Type/Format: 100% Online
Professor: John Conahan, conahan@kutztown.edu
SWK - 130 CDCT 810 - Poverty and Social Welfare
Course Description: This course defines poverty and examines groups in poverty in the United States. It traces poverty in America from a historical perspective, reviews major social welfare programs designed to respond to poverty and examines their effectiveness. Special populations and groups at risk encountered by social workers in practice will be examined with emphasis on viewing individual, family, and community functioning from a person-in-environment perspective. Major oppressive institutions and their effects on people in poverty are examined. Social work methods for social change to prevent, alleviate and resolve poverty are introduced. PREREQUISITE: None.
Type/Format: 100% Online
Professor: John Vafeas, vafeas@kutztown.edu
SWK - 160 CD 810 - Human Behavior and Social Environment
Course Description: This course teaches students to evaluate and apply biological, psychological, and social theories to client's situation with a particular emphasis on the examination of the effects of the interplay of biological, psychological, social, economical and cultural elements of the social environment on human functioning. The impact of social and economic forces on the individual's behavior are presented. Systems promoting or deterring people in the attainment and maintenance of optimal health and well-being are explored with particular attention on the effects of these systems on ethnic and racial minorities, sexual minorities, women, and persons with disability. Required of all social work majors.
Type/Format: 100% Online
Professor: Varshe Pandya, pandya@kutztown.edu
WGS - 45 810 - Women in Mathematics
Course Description: This course examines women and minorities who have made significant contributions to the field of mathematics. Both their lives and their work will be explored as well as gender and multicultural issues surrounding their endeavors. Furthermore, mathematical topics related to their contributions will be discussed.
Type/Format: 100% Online
Professor: Lyn McQuaid, mcquaid@kutztown.edu
WRI - 270 WICT 810 - Writing for the Workplace
Course Description: Theory of and practice in written business communication. Letters and memoranda, reports, and a research paper are required.

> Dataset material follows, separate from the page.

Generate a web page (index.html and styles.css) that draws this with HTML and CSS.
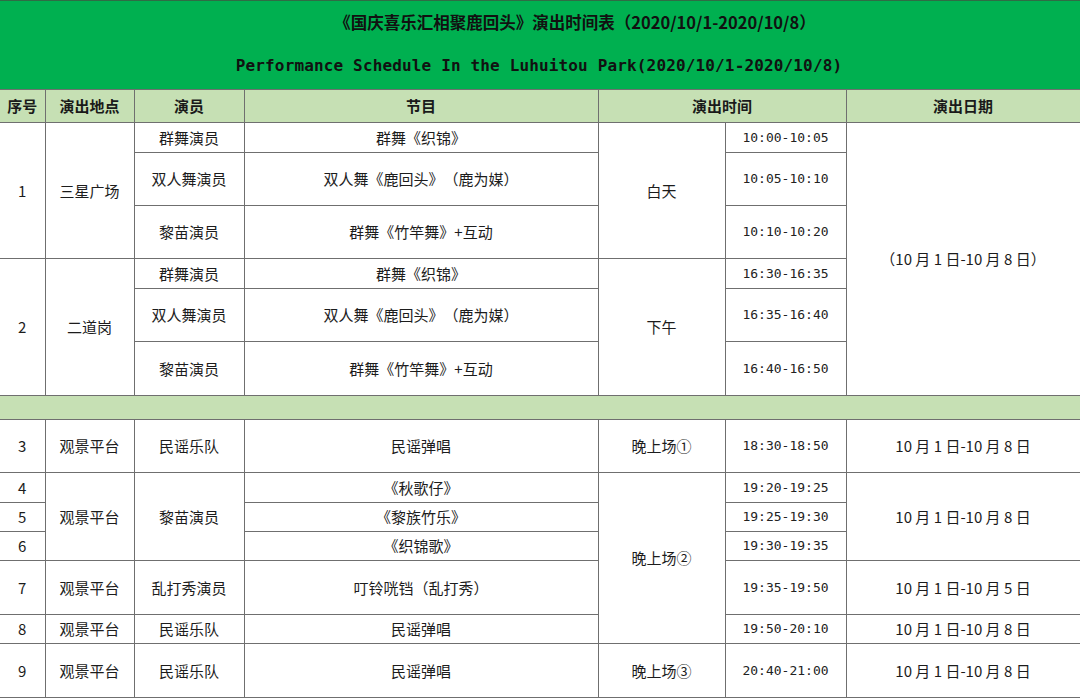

Models and case studies are used extensively.
Type/Format: 100% Online
Professor: William Prystauk, prystauk@kutztown.edu
WRI - 280 WI 810 - Creative Writing: Exploring Forms
Course Description: This course explores the various forms of creative writing through practical examination of the writing process, writing practice in multiple genres, and experiments in the transformations of familiar forms. While the course is useful particularly to creative writers, it is also designed to develop and sharpen academic or professional writing through creative practice. The course will be modeled as an apprentice workshop. In addition to writing, students will read poetry, fiction, non-fiction, and drama.